[BEGIN PROVIDED MATERIAL]

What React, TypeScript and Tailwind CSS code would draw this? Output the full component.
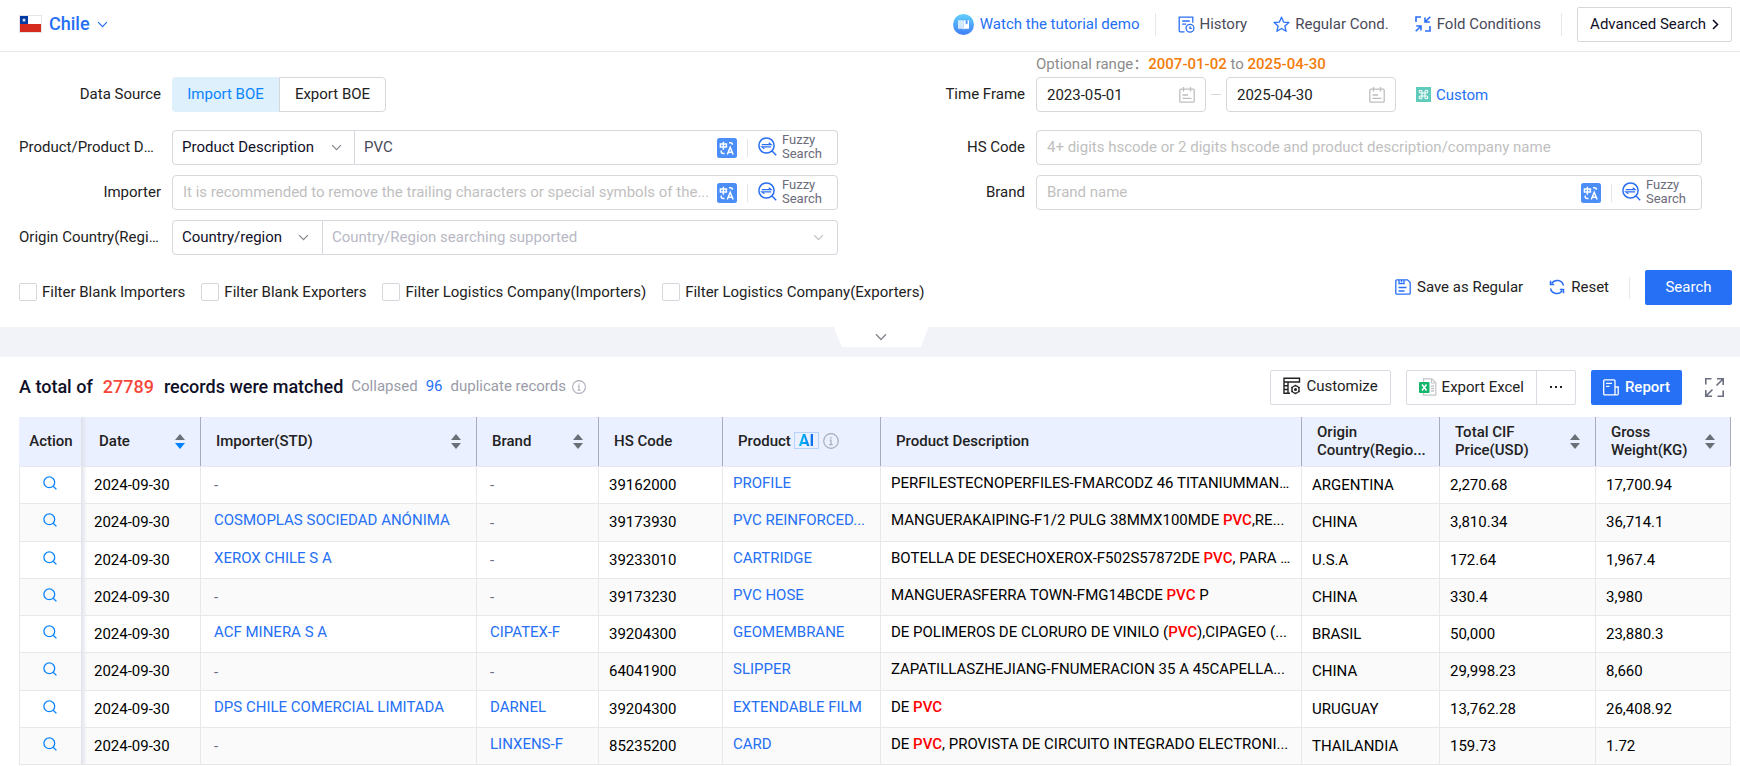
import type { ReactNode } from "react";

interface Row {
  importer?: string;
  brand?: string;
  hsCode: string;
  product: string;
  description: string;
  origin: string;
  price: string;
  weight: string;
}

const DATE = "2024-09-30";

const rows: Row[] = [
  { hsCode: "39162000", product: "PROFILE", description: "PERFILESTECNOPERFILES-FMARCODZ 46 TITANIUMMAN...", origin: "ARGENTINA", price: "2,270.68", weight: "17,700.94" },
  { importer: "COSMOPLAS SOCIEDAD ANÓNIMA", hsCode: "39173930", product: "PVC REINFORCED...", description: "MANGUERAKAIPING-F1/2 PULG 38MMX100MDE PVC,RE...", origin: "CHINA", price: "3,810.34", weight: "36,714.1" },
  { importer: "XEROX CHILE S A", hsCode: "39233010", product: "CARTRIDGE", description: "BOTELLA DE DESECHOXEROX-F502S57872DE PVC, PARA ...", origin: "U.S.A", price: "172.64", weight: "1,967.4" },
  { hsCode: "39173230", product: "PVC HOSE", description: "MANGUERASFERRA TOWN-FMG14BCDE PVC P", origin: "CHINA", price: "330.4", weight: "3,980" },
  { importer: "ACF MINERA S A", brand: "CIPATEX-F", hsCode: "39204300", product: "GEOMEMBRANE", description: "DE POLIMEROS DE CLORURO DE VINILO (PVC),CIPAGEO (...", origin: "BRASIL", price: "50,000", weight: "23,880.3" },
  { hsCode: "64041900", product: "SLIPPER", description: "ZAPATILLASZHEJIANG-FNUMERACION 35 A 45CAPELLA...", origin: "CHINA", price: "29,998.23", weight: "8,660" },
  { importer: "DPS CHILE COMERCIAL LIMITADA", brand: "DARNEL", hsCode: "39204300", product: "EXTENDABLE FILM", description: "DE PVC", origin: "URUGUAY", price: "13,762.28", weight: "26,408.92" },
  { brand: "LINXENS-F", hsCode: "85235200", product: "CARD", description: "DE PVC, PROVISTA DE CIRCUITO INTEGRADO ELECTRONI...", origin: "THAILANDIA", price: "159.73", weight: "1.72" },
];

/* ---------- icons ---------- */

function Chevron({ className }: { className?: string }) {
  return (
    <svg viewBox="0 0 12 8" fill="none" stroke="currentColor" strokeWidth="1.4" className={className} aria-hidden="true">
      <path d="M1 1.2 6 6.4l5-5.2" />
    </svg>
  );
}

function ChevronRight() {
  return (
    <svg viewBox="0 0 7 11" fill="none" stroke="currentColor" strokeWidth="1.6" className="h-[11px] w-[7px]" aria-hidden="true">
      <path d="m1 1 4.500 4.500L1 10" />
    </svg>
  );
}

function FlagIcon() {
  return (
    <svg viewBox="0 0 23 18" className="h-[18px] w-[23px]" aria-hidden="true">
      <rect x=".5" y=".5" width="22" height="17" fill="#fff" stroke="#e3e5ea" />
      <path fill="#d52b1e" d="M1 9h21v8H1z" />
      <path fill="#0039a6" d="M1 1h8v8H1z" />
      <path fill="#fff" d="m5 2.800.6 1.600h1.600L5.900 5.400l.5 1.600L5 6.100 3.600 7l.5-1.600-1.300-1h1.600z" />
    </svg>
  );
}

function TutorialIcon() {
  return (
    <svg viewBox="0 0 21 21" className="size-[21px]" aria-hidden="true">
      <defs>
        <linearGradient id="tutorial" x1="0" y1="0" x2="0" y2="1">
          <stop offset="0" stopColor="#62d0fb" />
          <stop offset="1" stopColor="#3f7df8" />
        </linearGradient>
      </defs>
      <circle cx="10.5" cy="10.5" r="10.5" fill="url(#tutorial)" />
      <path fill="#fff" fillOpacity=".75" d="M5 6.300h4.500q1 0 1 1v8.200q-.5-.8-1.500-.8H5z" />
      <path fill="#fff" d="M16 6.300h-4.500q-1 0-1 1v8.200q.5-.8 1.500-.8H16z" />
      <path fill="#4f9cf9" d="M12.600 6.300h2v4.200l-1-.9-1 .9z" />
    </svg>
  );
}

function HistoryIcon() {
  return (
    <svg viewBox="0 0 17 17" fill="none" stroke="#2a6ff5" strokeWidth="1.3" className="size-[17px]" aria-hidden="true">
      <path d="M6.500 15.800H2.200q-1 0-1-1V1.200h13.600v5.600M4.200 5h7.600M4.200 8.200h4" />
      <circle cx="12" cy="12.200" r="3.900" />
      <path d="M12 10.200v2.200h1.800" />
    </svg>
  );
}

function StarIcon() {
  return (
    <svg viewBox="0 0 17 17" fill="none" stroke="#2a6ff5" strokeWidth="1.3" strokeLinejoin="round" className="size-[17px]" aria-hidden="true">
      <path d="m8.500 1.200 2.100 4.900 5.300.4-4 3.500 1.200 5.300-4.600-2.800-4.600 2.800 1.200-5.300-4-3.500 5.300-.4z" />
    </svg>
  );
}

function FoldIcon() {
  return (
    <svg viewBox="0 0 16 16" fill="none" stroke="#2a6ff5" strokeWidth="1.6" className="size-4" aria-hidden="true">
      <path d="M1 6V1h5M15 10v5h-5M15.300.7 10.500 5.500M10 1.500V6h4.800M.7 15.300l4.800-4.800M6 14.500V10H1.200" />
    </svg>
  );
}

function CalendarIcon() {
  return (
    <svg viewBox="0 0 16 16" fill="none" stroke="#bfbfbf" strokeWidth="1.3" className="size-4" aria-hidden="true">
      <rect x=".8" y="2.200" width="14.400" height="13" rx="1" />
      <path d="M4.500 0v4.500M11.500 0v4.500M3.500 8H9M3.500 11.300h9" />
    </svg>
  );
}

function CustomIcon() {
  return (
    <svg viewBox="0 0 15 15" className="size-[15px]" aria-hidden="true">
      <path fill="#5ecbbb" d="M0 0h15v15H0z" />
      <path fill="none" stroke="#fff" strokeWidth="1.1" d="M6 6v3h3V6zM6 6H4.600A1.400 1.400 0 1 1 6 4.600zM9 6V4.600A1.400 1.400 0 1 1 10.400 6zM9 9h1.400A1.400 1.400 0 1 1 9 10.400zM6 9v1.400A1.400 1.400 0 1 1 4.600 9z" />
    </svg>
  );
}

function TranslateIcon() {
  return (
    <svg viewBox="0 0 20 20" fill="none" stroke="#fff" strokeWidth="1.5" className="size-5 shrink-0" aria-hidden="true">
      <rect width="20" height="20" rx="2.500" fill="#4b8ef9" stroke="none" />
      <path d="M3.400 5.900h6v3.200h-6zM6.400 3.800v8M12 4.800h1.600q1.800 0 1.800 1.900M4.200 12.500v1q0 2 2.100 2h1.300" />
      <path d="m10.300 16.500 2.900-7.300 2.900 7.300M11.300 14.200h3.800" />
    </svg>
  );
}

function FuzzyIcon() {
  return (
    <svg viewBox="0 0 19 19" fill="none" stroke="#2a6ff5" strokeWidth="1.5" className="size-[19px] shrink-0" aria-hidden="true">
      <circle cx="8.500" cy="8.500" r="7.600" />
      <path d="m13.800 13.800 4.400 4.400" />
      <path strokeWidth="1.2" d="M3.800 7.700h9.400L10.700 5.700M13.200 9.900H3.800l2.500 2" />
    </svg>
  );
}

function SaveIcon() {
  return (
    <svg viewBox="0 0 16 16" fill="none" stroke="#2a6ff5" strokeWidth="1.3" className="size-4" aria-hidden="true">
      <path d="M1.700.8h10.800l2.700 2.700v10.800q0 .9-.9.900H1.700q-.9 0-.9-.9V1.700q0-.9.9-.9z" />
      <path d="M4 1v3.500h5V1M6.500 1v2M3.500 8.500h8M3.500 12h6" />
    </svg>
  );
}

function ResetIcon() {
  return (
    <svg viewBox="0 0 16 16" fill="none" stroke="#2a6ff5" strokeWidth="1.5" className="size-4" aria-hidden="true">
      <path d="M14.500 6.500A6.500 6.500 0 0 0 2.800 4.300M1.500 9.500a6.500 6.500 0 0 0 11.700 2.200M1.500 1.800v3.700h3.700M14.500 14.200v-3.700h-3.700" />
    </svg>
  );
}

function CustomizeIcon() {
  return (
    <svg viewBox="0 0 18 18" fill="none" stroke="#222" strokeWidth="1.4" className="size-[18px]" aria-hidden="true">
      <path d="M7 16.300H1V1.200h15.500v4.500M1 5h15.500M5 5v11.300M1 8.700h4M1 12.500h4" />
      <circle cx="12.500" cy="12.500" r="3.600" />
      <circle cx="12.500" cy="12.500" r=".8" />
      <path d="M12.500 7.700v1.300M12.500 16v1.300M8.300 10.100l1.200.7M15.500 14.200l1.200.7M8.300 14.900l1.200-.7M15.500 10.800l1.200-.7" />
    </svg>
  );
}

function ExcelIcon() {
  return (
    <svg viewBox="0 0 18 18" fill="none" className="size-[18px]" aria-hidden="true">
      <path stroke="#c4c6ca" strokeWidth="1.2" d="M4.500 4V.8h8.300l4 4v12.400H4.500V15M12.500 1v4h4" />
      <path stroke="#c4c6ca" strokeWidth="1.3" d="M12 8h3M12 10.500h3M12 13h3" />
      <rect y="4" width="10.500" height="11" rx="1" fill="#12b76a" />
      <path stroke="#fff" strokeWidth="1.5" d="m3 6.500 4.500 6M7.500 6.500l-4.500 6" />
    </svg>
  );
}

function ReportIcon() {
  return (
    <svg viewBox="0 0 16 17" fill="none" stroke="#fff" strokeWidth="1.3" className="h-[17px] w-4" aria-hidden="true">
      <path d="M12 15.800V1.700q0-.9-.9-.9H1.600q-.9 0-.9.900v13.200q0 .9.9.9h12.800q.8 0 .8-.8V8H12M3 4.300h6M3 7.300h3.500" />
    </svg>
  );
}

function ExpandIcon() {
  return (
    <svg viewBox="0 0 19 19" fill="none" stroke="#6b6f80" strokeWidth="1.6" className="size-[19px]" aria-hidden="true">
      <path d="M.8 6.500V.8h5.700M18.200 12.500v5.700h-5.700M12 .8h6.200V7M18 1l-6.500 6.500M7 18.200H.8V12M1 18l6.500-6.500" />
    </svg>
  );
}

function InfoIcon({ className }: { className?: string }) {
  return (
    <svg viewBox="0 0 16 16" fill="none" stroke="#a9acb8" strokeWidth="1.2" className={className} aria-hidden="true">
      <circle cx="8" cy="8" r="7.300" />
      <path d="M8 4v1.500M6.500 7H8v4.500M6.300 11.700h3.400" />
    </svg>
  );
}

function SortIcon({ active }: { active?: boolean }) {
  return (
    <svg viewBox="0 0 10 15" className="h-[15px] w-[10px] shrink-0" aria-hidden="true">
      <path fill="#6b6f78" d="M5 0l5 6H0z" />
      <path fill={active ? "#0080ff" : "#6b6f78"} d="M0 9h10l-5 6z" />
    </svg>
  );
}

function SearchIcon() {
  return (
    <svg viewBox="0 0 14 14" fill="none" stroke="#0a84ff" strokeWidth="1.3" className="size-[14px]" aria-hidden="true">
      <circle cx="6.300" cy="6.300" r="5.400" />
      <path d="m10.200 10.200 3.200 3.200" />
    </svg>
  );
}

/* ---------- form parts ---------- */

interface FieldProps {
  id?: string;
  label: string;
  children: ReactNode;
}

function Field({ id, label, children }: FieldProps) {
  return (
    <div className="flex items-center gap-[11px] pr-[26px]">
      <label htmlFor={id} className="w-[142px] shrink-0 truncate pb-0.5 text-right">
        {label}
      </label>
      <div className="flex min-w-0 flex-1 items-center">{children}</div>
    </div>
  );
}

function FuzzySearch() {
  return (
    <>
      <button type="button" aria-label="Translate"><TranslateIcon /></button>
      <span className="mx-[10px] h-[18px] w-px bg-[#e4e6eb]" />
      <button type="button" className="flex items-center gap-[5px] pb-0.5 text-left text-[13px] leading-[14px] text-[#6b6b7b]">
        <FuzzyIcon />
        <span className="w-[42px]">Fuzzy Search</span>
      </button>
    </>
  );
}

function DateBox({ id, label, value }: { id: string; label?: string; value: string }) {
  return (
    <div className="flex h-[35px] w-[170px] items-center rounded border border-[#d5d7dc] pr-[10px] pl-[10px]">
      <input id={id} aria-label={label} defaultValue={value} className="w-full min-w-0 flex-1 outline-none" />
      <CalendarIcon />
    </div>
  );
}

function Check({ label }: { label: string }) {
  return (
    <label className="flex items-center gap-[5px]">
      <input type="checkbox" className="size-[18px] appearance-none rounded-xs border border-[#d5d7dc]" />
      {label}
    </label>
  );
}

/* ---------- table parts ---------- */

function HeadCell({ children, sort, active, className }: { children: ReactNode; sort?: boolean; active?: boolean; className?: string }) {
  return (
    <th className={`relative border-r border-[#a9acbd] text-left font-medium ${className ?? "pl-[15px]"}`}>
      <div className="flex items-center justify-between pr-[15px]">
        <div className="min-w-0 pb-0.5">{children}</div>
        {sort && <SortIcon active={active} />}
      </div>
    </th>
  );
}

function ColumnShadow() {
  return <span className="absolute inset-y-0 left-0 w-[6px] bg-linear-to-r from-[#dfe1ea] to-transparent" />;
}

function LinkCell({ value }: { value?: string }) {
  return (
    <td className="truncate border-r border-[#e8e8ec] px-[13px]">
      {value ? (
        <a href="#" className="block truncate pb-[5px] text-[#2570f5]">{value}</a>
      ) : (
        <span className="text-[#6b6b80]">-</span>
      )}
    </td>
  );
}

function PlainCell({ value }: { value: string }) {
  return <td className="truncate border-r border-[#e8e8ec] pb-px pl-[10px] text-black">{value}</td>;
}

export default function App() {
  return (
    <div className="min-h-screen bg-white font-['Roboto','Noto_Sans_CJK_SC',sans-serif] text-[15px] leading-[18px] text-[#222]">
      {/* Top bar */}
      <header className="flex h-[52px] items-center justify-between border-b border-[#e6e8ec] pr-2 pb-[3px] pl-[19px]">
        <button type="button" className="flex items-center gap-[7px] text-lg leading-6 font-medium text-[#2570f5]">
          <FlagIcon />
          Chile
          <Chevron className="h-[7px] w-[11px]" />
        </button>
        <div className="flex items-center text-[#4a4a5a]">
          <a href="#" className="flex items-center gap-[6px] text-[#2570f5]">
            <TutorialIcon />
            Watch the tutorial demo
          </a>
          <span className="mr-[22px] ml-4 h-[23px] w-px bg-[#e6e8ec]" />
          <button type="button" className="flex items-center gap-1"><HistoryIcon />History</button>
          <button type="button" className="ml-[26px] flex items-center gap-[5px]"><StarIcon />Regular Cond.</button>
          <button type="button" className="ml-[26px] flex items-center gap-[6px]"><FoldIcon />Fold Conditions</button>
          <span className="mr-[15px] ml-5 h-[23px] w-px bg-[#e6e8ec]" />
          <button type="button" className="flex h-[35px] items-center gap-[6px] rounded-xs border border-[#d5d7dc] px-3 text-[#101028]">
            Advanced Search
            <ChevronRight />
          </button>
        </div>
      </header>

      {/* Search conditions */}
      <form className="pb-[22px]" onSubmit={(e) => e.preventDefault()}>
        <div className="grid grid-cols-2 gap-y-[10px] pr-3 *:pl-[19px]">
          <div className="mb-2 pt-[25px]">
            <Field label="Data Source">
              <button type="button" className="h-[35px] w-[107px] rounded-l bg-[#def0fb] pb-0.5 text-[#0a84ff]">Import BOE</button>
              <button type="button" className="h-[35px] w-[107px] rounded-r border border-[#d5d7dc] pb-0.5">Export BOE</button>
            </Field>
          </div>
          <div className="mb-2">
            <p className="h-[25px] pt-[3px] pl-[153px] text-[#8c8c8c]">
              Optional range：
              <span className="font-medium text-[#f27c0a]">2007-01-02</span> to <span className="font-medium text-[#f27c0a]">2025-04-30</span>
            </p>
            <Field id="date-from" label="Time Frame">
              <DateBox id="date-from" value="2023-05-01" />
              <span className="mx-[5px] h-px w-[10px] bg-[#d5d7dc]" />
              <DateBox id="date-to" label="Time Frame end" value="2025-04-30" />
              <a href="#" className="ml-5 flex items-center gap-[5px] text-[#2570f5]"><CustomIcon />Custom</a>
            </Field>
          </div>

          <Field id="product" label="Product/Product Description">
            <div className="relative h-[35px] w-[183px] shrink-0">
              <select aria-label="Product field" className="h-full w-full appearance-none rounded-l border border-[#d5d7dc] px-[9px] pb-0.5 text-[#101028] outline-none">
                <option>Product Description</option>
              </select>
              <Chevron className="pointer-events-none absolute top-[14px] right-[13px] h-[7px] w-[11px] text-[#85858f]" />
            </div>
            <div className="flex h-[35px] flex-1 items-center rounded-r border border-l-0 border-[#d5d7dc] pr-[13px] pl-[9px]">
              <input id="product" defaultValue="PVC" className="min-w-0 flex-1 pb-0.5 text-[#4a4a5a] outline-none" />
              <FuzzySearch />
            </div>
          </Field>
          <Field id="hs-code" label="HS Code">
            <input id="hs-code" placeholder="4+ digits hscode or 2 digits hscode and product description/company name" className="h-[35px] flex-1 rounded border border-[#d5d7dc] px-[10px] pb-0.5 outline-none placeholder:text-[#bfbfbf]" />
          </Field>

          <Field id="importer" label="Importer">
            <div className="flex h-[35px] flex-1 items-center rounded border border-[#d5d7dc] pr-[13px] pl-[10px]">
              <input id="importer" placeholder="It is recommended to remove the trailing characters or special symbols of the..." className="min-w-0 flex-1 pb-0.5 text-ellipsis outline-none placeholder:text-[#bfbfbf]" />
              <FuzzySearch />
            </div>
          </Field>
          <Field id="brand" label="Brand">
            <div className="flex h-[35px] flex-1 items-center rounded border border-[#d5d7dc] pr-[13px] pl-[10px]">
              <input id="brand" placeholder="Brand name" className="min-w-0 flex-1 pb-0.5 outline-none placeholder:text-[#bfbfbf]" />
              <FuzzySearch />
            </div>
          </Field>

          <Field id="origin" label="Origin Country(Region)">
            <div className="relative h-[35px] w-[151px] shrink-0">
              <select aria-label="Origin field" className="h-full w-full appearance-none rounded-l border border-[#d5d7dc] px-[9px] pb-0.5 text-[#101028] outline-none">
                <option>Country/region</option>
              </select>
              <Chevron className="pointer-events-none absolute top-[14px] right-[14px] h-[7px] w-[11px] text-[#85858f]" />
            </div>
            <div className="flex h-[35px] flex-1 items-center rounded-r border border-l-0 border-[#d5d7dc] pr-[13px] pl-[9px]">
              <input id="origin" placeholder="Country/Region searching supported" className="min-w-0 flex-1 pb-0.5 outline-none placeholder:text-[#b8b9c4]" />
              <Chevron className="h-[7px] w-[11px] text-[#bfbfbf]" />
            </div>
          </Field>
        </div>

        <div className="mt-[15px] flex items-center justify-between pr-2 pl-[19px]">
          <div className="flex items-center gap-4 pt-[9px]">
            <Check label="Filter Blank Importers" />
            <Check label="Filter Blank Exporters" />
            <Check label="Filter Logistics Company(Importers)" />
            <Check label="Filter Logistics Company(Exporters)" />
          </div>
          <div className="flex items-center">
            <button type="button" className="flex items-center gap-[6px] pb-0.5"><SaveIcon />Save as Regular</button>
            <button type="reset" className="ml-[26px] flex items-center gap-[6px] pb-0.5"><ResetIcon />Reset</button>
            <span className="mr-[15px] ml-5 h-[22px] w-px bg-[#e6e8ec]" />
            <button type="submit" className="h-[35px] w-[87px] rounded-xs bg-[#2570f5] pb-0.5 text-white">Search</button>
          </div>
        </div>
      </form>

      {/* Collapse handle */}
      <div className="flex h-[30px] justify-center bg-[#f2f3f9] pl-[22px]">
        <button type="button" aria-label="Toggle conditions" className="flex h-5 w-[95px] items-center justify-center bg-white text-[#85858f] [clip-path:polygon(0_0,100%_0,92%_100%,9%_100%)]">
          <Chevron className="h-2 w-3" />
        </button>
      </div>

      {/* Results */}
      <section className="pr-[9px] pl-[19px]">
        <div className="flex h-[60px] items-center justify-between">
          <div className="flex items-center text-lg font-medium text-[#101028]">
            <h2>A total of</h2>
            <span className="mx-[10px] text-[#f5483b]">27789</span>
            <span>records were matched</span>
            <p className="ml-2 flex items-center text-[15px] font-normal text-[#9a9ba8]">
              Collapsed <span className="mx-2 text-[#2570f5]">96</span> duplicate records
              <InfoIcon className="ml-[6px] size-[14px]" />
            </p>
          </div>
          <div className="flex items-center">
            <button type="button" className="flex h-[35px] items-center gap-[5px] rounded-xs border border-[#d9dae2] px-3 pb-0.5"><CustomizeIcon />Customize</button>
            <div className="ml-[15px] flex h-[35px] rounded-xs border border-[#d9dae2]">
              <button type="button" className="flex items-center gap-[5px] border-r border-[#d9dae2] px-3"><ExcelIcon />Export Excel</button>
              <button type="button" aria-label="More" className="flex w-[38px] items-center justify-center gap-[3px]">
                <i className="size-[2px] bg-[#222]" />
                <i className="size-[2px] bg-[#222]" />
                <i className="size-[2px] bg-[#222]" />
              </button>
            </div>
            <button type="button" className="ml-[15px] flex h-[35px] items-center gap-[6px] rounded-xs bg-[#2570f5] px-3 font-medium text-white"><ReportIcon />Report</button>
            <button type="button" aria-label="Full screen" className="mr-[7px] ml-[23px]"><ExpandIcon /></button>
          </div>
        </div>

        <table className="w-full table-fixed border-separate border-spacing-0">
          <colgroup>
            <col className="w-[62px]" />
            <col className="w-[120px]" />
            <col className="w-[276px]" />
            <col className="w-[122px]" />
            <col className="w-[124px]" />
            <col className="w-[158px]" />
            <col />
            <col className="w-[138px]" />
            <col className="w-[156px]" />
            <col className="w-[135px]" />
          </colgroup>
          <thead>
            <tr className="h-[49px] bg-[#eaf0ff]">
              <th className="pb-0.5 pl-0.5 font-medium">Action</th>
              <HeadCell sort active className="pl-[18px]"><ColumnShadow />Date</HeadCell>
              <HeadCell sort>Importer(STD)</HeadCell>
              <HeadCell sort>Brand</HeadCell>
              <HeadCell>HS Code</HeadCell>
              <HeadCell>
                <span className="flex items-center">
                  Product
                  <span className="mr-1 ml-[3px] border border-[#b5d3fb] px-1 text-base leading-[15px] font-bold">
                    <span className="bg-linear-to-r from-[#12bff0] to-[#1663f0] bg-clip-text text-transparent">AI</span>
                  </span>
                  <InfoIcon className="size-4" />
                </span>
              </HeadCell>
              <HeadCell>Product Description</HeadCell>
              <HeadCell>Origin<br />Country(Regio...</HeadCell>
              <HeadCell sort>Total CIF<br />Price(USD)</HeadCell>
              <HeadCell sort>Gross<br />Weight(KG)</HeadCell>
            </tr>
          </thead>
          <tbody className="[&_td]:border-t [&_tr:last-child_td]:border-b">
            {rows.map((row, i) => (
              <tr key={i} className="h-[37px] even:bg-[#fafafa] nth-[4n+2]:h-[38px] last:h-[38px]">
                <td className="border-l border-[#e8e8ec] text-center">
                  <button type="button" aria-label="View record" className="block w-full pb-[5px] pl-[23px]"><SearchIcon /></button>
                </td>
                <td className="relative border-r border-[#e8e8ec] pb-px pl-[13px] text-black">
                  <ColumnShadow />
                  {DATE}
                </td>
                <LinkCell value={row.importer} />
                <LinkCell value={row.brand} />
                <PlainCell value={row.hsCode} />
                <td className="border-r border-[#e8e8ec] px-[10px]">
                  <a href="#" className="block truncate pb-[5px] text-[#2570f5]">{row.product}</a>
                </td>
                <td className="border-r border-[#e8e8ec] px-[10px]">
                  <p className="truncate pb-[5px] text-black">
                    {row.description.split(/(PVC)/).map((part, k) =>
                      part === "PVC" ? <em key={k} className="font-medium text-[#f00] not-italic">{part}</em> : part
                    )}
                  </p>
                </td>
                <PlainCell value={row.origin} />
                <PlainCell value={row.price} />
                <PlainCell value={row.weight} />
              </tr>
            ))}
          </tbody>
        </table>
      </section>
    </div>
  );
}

[END PROVIDED MATERIAL]

_SHORT EXERCISE_
Repeat exactly and only the lines from the start of the data above through the line that holds "icons ---------- */", inclusive. Pictures do not belong in the copy.

_EXERCISE RESULT_
What React, TypeScript and Tailwind CSS code would draw this? Output the full component.
import type { ReactNode } from "react";

interface Row {
  importer?: string;
  brand?: string;
  hsCode: string;
  product: string;
  description: string;
  origin: string;
  price: string;
  weight: string;
}

const DATE = "2024-09-30";

const rows: Row[] = [
  { hsCode: "39162000", product: "PROFILE", description: "PERFILESTECNOPERFILES-FMARCODZ 46 TITANIUMMAN...", origin: "ARGENTINA", price: "2,270.68", weight: "17,700.94" },
  { importer: "COSMOPLAS SOCIEDAD ANÓNIMA", hsCode: "39173930", product: "PVC REINFORCED...", description: "MANGUERAKAIPING-F1/2 PULG 38MMX100MDE PVC,RE...", origin: "CHINA", price: "3,810.34", weight: "36,714.1" },
  { importer: "XEROX CHILE S A", hsCode: "39233010", product: "CARTRIDGE", description: "BOTELLA DE DESECHOXEROX-F502S57872DE PVC, PARA ...", origin: "U.S.A", price: "172.64", weight: "1,967.4" },
  { hsCode: "39173230", product: "PVC HOSE", description: "MANGUERASFERRA TOWN-FMG14BCDE PVC P", origin: "CHINA", price: "330.4", weight: "3,980" },
  { importer: "ACF MINERA S A", brand: "CIPATEX-F", hsCode: "39204300", product: "GEOMEMBRANE", description: "DE POLIMEROS DE CLORURO DE VINILO (PVC),CIPAGEO (...", origin: "BRASIL", price: "50,000", weight: "23,880.3" },
  { hsCode: "64041900", product: "SLIPPER", description: "ZAPATILLASZHEJIANG-FNUMERACION 35 A 45CAPELLA...", origin: "CHINA", price: "29,998.23", weight: "8,660" },
  { importer: "DPS CHILE COMERCIAL LIMITADA", brand: "DARNEL", hsCode: "39204300", product: "EXTENDABLE FILM", description: "DE PVC", origin: "URUGUAY", price: "13,762.28", weight: "26,408.92" },
  { brand: "LINXENS-F", hsCode: "85235200", product: "CARD", description: "DE PVC, PROVISTA DE CIRCUITO INTEGRADO ELECTRONI...", origin: "THAILANDIA", price: "159.73", weight: "1.72" },
];

/* ---------- icons ---------- */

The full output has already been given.